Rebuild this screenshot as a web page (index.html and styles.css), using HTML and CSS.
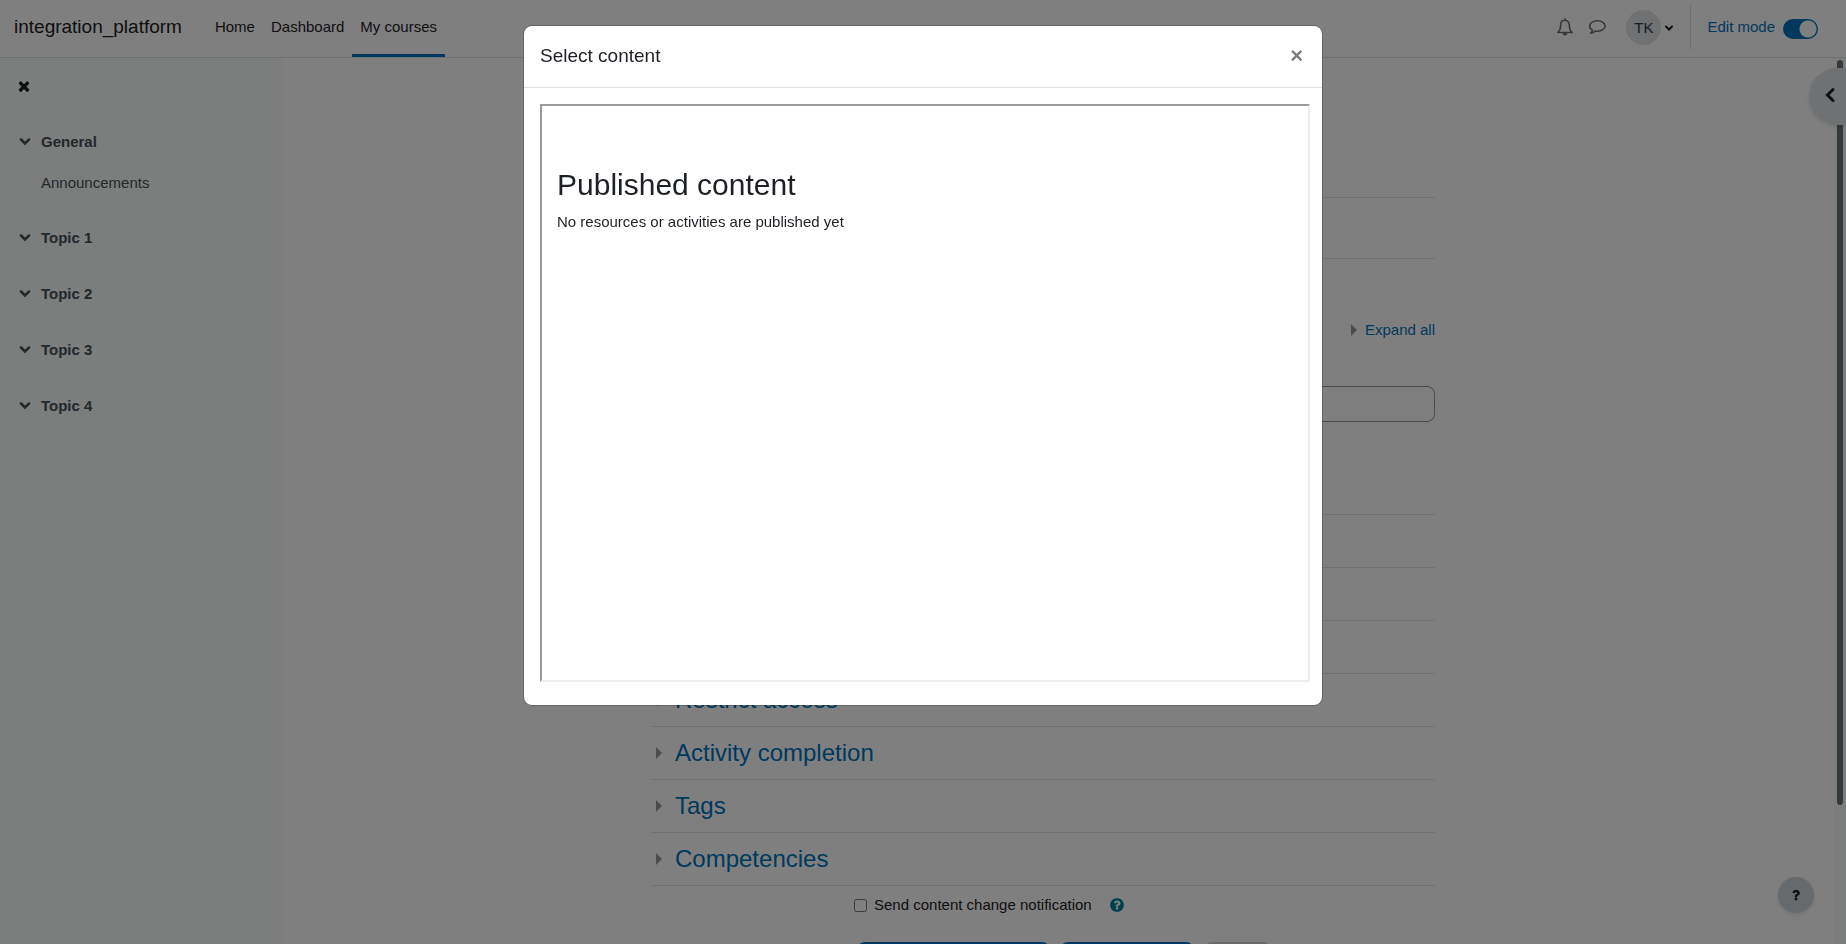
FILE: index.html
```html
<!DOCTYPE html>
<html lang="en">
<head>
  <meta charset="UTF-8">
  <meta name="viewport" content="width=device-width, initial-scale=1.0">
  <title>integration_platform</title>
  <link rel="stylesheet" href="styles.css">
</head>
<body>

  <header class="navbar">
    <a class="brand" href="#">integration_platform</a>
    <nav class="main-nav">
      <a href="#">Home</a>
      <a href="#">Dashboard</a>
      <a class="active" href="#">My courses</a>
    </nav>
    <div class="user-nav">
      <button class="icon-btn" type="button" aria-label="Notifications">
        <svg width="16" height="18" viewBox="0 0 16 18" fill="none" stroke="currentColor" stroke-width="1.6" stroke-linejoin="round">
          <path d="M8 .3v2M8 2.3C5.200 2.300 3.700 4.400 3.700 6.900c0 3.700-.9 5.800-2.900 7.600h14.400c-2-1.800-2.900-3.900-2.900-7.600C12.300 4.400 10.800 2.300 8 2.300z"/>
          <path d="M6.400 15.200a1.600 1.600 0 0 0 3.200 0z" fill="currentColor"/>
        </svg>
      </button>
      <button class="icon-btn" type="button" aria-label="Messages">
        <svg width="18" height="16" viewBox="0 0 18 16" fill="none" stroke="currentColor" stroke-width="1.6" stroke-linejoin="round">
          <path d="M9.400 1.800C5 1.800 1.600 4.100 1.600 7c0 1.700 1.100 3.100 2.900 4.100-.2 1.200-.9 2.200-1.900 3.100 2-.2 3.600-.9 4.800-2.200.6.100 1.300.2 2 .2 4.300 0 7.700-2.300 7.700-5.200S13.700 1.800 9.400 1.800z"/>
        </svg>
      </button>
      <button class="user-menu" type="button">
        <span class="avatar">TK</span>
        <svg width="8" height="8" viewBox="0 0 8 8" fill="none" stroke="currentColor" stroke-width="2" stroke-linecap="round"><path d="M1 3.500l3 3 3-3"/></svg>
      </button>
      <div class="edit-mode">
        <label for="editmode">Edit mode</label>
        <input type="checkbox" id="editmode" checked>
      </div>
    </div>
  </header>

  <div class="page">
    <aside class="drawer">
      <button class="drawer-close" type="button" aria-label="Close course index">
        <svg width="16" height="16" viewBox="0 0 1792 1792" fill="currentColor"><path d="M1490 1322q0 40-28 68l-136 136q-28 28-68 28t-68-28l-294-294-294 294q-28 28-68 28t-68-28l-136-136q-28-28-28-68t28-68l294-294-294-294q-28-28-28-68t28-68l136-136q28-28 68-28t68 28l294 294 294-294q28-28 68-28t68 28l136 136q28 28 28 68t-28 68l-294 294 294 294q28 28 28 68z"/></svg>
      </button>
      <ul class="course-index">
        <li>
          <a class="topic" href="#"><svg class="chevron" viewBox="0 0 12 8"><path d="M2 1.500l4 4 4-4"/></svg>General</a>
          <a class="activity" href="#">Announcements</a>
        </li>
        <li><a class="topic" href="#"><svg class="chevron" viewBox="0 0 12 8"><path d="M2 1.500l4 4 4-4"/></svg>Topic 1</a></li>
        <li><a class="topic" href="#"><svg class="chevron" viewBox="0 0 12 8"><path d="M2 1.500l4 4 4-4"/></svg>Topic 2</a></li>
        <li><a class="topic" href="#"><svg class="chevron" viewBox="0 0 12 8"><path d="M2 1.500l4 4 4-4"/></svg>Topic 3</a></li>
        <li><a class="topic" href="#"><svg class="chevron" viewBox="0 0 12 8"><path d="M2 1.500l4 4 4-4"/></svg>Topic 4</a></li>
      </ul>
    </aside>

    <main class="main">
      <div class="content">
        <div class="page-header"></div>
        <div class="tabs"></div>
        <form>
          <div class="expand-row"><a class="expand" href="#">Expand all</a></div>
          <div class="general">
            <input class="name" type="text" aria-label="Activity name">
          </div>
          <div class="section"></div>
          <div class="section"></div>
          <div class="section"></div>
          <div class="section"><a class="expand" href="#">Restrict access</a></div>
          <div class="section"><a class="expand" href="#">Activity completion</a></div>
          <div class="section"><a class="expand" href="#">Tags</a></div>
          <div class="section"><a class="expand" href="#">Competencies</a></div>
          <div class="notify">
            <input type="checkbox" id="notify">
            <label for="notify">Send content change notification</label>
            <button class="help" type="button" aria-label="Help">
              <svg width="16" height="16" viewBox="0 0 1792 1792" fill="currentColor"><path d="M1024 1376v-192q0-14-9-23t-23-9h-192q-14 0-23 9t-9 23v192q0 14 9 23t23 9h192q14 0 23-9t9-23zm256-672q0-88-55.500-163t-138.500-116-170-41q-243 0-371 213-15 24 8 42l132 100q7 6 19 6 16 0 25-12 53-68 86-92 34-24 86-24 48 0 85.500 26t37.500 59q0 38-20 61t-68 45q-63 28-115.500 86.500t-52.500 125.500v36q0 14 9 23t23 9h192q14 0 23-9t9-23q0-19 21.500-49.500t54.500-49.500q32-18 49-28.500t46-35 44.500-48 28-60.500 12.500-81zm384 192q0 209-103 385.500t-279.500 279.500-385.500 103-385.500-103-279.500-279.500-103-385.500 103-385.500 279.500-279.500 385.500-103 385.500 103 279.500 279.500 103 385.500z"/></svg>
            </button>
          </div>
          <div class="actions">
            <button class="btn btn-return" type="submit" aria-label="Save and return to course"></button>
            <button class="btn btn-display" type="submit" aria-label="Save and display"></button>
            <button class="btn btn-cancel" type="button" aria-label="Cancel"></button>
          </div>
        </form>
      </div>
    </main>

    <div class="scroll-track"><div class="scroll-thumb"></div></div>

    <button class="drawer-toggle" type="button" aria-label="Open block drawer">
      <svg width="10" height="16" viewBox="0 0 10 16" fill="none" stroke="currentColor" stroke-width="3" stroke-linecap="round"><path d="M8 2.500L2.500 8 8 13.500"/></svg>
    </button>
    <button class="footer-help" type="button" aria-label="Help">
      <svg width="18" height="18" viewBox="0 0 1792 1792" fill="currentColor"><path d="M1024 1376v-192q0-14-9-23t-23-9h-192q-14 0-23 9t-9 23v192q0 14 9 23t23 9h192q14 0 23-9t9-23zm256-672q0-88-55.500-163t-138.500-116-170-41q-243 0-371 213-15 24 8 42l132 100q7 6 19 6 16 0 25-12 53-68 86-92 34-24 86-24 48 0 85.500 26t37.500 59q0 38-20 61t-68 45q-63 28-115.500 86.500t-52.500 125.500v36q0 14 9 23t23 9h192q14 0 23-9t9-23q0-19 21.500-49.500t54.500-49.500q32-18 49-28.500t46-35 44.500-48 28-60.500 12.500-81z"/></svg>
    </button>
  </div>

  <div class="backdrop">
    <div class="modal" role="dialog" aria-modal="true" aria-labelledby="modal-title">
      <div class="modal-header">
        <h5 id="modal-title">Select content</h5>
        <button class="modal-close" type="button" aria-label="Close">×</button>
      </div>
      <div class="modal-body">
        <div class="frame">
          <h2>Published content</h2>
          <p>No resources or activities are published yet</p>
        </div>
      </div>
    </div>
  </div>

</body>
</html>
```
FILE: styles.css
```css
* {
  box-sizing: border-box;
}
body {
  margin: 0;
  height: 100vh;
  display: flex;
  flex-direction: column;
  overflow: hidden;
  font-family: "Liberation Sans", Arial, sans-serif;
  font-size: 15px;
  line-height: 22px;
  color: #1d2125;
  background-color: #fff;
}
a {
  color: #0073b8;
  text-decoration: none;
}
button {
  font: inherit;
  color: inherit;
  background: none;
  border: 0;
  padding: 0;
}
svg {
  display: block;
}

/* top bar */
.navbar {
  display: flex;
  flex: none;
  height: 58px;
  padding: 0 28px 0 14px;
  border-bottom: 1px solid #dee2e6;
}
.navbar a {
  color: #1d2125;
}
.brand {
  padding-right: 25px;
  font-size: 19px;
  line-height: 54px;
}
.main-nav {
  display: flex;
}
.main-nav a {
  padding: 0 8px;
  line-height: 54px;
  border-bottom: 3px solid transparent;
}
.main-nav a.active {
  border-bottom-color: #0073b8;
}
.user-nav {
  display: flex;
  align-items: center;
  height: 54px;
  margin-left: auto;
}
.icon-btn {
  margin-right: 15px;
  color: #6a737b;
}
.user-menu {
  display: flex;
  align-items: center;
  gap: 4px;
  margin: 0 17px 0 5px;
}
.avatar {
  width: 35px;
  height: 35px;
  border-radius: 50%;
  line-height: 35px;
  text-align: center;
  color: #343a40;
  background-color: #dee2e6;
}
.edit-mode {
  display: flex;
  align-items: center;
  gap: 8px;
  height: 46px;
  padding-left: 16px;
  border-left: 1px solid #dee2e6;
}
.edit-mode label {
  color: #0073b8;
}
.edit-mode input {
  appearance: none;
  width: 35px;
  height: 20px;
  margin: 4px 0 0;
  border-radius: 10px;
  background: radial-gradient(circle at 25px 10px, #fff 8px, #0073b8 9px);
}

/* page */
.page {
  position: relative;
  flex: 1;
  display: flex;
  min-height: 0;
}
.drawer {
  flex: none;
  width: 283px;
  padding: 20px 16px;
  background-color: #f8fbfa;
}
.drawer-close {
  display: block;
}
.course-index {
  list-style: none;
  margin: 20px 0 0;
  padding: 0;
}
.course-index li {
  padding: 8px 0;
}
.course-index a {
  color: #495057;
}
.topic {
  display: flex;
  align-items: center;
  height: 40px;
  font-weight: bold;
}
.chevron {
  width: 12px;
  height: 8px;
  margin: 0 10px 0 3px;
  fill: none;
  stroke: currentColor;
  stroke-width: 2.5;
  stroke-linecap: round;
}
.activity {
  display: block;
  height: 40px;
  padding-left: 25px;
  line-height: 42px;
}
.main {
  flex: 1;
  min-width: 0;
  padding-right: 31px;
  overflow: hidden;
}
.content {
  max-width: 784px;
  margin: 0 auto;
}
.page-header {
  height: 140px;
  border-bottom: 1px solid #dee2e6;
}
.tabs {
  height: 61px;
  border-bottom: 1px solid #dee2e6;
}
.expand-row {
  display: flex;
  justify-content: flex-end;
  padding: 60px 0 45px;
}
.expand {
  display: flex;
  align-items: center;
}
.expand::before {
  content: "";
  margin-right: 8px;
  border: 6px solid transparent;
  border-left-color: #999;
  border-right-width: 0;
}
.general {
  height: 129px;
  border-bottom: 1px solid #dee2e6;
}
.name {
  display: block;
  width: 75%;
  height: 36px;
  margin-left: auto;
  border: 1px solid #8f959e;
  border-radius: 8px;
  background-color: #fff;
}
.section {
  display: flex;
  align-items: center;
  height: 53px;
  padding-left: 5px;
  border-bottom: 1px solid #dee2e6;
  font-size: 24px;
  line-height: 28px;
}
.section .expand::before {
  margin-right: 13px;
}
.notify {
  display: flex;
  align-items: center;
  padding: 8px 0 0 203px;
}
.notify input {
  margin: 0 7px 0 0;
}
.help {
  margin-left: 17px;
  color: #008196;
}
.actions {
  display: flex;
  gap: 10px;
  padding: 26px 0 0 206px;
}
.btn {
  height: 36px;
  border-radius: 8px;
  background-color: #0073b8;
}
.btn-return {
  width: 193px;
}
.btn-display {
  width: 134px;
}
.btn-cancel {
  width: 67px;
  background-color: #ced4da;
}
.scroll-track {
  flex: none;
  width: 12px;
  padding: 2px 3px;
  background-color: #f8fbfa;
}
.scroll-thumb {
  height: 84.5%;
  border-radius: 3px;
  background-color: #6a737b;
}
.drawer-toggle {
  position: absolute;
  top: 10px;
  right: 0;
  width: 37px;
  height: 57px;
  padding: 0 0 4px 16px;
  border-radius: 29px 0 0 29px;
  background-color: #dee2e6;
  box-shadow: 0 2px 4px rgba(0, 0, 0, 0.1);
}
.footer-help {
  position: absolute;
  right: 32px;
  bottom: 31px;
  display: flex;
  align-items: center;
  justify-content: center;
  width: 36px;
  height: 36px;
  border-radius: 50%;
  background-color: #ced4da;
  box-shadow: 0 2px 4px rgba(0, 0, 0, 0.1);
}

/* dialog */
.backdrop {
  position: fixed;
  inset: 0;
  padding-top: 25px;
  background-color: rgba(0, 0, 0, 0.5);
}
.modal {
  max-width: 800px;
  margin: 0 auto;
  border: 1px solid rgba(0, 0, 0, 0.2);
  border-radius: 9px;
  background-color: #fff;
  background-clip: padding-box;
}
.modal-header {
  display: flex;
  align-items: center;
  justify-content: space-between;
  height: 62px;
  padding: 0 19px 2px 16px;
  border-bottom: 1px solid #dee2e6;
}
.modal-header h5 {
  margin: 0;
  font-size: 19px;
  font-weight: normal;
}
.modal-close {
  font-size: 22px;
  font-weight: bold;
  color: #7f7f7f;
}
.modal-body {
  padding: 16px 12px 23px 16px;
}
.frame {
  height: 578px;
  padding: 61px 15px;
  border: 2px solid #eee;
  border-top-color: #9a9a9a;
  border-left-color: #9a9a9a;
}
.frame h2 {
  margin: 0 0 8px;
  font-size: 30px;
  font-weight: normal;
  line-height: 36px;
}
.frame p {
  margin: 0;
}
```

[TASK TO COMPLETE]:
How many of the lines above include the string "page"? Reply with the number by itself.

[THE SOLUTION]:
6